Au VIIIe siècle, il avait désigné un maître d’œuvre pour accomplir la réforme qui lui tenait à cœur: Alcuin (735-804). En 781, ce savant accepta de diriger l’école palatine d’Aix-la-Chapelle, ville qui devint le fief de Charlemagne en 794. Il conçut un véritable programme scolaire, basé sur la redécouverte des lettres profanes antiques, dont la grammaire et la rhétorique. L’apprentissage de cette culture servait à mieux comprendre et à commenter l’Ecriture et les ouvrages des Pères de l’Eglise. Elle fut diffusée dans les paroisses, les monastères et les cathédrales. L’Occident doit à Alcuin la propagation d’une nouvelle écriture, la fameuse minuscule caroline, qui est devenue notre «bas-de-casse» dans la typographie actuelle. Elle a facilité la transmission calligraphique des manuscrits antiques à travers les siècles.

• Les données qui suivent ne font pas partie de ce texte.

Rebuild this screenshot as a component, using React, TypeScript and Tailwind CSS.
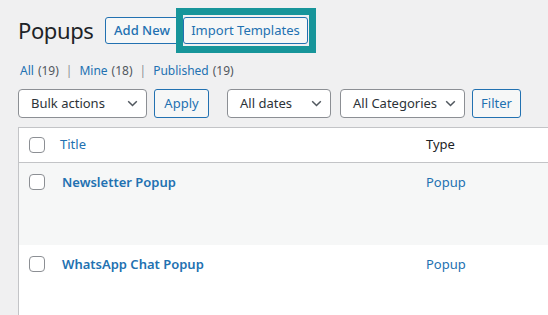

Parmi ses tâches, Alcuin dut organiser les scriptoria dans les monastères de l’Empire, où les moines s’adonnaient à la copie des manuscrits des Pères de l’Eglise et des auteurs de l’Antiquité. Commencé au VIIIe siècle, le renouveau carolingien donna ses plus beaux fruits au siècle suivant. Les successeurs de Charlemagne, notamment son fils Louis le Pieux, approfondirent son œuvre. C’est d’ailleurs du IXe siècle que nous sont parvenus les plus vieux textes intégraux de nombre de classiques latins. «La dette que la culture européenne doit aux scribes carolingiens est immense; sans eux, la connaissance des lettres latines en particulier n’aurait pas été possible», affirme l’historien Pierre Riché*. Les monastères germaniques de Saint-Gall, de Fulda et de Reichenau figurent parmi les centres d’études les plus importants du IXe siècle.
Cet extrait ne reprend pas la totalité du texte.